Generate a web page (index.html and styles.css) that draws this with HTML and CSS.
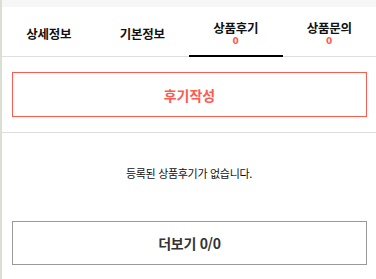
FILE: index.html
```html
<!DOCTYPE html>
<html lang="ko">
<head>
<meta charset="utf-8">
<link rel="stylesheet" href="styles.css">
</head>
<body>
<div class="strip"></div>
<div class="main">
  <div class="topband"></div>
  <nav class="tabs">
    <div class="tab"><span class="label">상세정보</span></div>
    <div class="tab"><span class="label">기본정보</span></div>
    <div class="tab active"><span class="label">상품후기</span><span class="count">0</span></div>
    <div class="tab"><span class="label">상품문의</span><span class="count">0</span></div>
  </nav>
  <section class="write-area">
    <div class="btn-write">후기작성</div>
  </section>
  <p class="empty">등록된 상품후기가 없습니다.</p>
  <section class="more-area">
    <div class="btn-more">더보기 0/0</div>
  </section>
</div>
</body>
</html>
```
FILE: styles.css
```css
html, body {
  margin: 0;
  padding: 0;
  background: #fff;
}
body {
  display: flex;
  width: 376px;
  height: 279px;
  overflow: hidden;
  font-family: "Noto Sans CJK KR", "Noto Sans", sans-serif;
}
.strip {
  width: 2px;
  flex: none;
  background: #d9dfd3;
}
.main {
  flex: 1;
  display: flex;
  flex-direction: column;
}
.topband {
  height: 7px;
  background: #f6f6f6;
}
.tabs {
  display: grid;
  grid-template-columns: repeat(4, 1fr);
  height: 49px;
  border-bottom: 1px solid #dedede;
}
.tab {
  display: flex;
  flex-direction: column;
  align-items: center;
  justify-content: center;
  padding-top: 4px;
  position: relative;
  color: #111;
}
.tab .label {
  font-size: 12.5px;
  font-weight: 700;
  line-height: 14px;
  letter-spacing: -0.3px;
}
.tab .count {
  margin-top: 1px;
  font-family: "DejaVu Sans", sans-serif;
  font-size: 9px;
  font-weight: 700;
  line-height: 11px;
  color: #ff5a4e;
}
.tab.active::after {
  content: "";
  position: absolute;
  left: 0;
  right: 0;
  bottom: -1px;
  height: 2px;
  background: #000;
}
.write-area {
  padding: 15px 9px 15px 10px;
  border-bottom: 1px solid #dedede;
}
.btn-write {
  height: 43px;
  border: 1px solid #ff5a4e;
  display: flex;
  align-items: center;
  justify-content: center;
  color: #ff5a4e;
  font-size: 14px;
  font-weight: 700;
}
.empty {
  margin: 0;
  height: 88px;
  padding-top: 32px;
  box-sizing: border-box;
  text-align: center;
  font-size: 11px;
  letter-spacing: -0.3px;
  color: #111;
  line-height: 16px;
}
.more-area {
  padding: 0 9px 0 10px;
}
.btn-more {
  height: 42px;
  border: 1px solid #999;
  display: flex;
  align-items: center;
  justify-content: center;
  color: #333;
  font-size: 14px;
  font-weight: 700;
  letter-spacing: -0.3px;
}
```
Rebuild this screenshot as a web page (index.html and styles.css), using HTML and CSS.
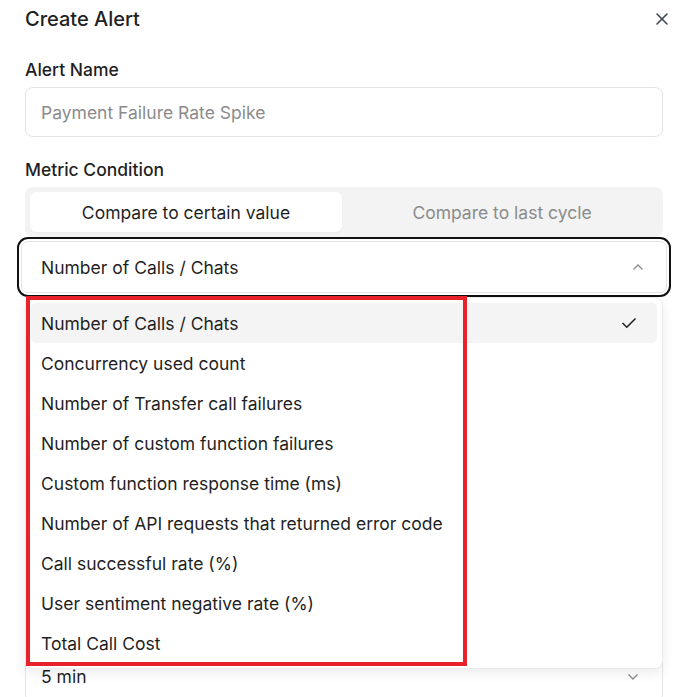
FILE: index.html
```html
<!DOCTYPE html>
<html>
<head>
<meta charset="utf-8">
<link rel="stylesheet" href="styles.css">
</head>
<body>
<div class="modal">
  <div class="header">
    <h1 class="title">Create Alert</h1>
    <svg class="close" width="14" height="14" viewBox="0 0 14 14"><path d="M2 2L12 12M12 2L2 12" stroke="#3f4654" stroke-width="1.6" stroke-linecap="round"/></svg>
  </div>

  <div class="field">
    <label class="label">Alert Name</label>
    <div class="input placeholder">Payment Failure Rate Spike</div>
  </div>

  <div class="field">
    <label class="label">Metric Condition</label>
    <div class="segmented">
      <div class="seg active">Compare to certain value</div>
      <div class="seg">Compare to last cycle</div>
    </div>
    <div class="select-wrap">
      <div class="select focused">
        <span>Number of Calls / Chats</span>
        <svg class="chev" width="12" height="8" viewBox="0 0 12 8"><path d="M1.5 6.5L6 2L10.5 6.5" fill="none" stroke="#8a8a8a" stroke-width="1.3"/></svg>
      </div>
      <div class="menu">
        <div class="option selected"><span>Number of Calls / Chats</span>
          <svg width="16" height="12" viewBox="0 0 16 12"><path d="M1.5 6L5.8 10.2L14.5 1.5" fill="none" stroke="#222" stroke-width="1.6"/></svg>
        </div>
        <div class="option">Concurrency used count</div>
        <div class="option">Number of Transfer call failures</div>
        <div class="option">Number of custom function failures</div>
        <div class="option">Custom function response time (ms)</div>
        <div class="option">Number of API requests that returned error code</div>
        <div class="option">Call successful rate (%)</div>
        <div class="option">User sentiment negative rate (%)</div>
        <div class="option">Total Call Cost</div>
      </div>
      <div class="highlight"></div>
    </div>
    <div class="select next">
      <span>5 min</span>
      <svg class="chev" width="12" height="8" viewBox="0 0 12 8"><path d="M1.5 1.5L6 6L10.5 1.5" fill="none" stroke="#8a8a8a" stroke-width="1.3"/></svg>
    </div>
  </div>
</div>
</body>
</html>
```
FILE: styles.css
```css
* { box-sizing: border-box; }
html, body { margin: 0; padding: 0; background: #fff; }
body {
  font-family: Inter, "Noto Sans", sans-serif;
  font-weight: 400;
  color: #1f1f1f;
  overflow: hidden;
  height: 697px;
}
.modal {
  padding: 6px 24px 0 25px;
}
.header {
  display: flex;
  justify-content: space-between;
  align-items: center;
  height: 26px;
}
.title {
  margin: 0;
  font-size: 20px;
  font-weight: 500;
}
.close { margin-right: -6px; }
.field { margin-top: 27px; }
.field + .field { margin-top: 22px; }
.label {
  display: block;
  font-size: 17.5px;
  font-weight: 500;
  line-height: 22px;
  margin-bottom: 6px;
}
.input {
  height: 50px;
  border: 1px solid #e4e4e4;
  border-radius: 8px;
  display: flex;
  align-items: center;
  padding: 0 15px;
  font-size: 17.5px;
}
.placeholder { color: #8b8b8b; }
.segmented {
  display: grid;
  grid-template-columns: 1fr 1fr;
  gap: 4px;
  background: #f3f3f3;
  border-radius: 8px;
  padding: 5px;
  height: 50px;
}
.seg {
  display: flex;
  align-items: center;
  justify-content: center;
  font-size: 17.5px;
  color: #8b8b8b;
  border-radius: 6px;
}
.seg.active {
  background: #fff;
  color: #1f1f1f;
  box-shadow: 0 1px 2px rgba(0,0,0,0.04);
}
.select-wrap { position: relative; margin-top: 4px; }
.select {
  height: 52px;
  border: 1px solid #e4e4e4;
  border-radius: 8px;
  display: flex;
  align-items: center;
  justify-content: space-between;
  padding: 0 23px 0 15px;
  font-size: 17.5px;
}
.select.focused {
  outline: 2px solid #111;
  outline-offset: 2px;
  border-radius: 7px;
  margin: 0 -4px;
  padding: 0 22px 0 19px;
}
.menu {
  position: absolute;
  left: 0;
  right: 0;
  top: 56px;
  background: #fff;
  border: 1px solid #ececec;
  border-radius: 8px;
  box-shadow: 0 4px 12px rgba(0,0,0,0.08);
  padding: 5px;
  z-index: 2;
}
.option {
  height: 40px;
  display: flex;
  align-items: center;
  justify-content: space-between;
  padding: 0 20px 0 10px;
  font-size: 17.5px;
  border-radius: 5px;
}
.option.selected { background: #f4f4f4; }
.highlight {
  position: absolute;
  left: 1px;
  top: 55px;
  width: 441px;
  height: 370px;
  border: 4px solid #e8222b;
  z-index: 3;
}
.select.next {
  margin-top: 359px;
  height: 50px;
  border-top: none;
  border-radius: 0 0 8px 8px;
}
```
==
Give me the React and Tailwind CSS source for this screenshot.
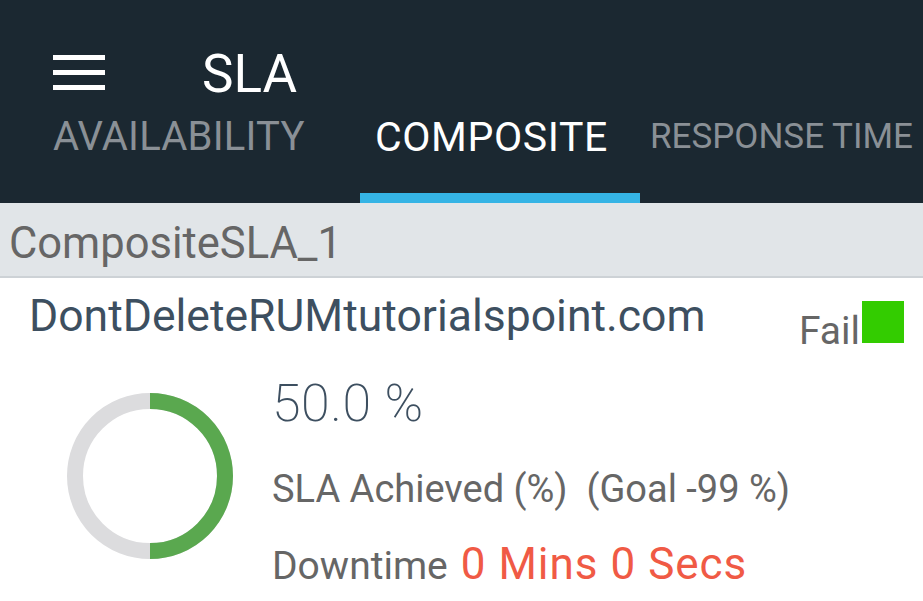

## EXERCISE DIRECTIONS
From the data above, copy each line that holds "page".

## RESULT OF THE TASK
Generate a web page (index.html and styles.css) that draws this with HTML and CSS.
Rebuild this screenshot as a web page (index.html and styles.css), using HTML and CSS.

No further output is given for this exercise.